Introduced March 11, 2026 by Richard Joseph Durbin · Last progress March 11, 2026
The bill significantly expands transparency, centralized complaint handling, and interagency oversight to protect students (including veterans) and taxpayers from abusive for‑profit colleges, but it increases privacy risks, administrative costs, reputational risks for institutions, and potential politicization or regulatory uncertainty during implementation.
Students and prospective students (and their parents) get much clearer, consolidated consumer information (outcomes, complaints, costs, debt, and a public warning list), making it easier to compare for‑profit colleges and avoid risky enrollments.
A centralized complaint system, shared complaint data, and stronger interagency coordination improve detection and enforcement against abusive proprietary institutions, helping students get redress and making government oversight more effective.
Veterans, service members, and GI Bill recipients gain targeted protections and representation ( clearer rules on qualifying veterans service organizations, advisory representation, and warning flags for institutions suspended from VA programs).
Centralizing complaint intake and sharing detailed institution- and complaint-level data increases the volume of personally identifiable information handled across agencies and partners, raising the risk of data breaches or privacy misuse for students and families.
Public warning lists and expanded institution-level reporting risk reputational and financial harm to institutions (and their employees and students) from inaccurate, premature, or misinterpreted data—potentially causing enrollment declines or local economic shocks before disputes are resolved.
Collecting, verifying, and publishing detailed data and operating hotlines/databases will impose new administrative and compliance costs on institutions and on federal/state agencies; some costs may be borne by taxpayers or passed through to students via higher prices.
Based on analysis of 14 sections of legislative text.

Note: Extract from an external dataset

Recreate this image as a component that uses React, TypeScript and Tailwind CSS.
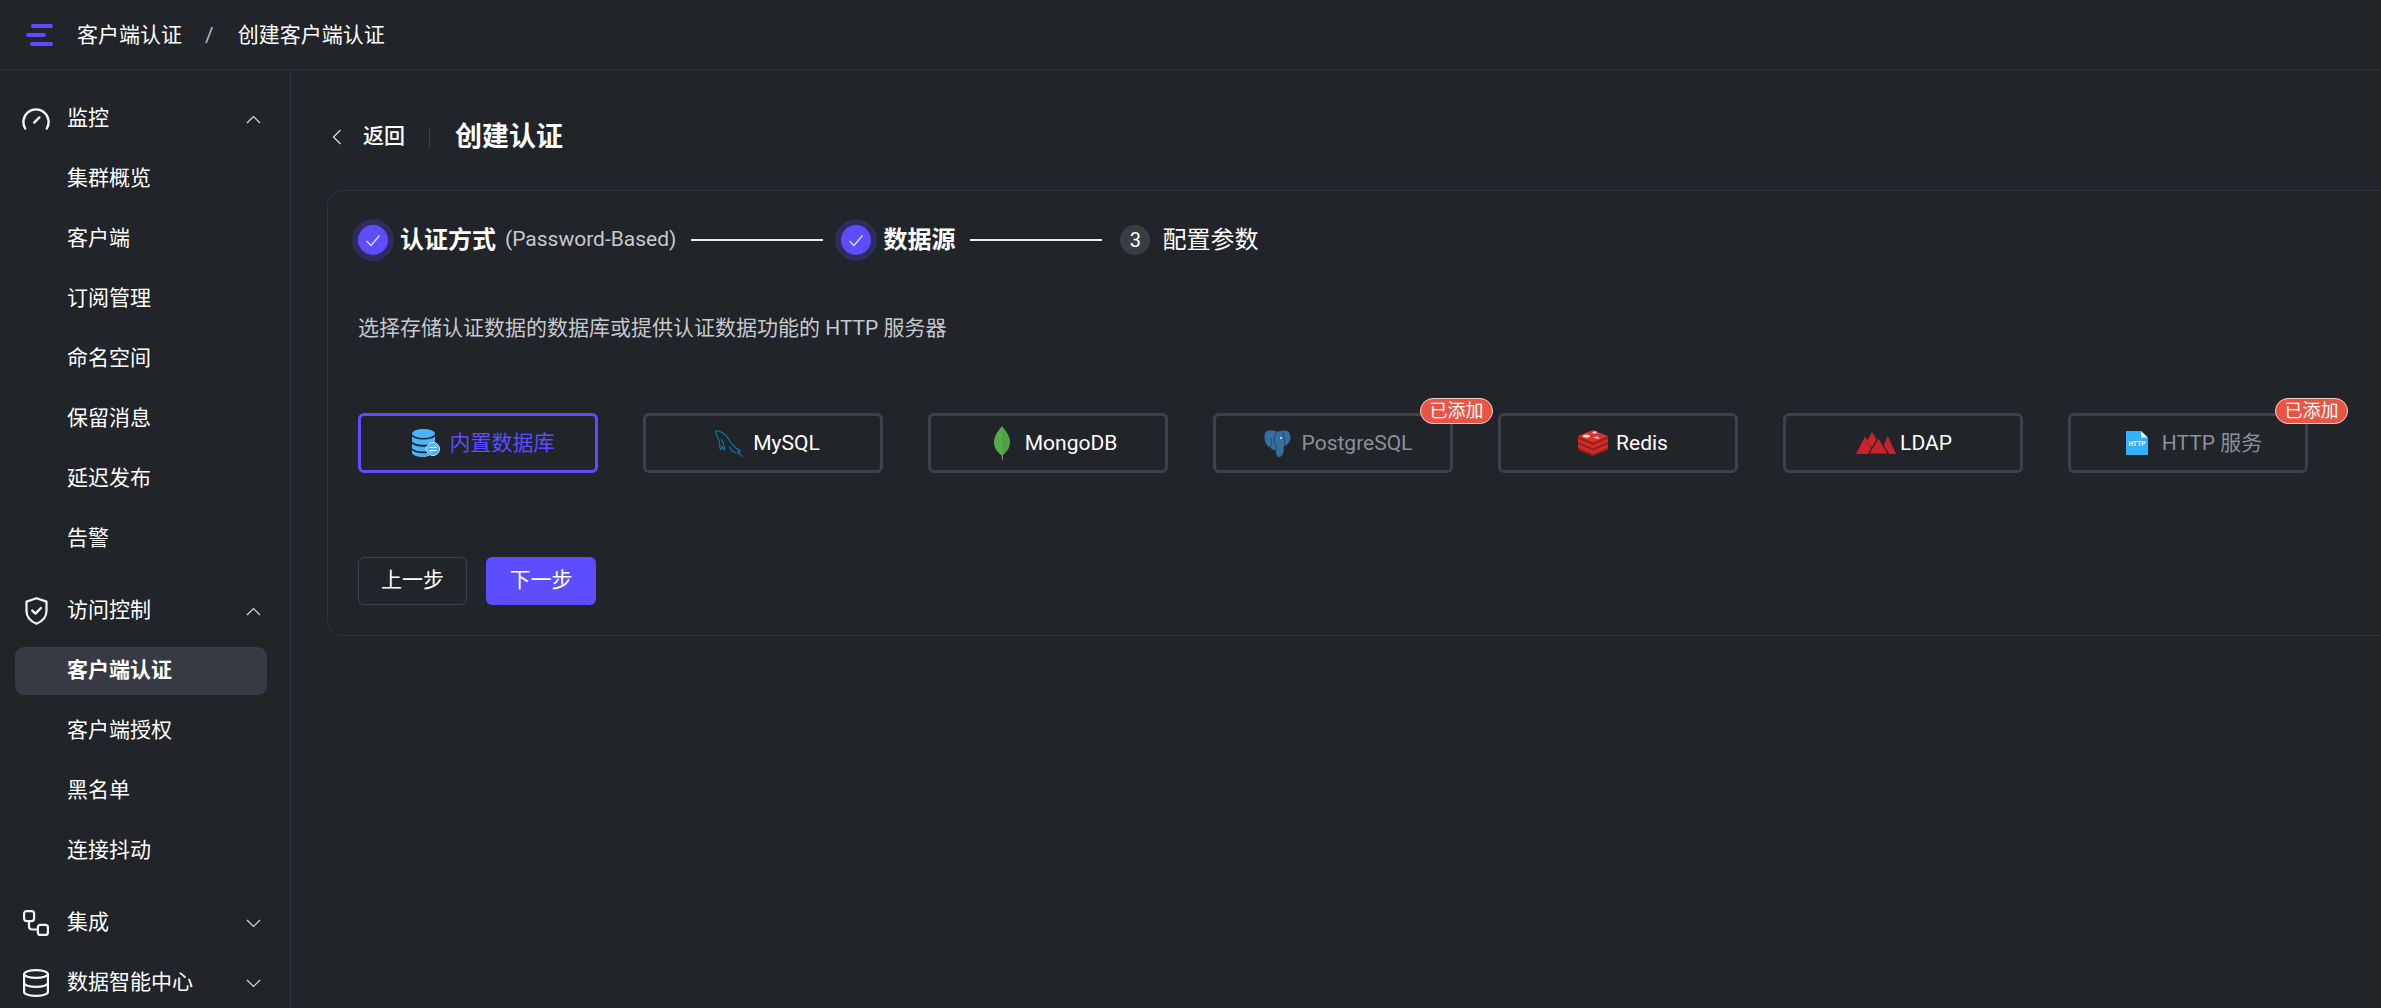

Creates a new federal oversight structure for for‑profit (proprietary) colleges that receive federal education aid. It sets up an interagency committee and an independent advisory panel, requires a single complaint intake system (phone/website/database) for students, mandates an annual public report with institution‑level data, and directs publication of an annual “For‑Profit College Warning List” to identify institutions with significant adverse actions or liabilities.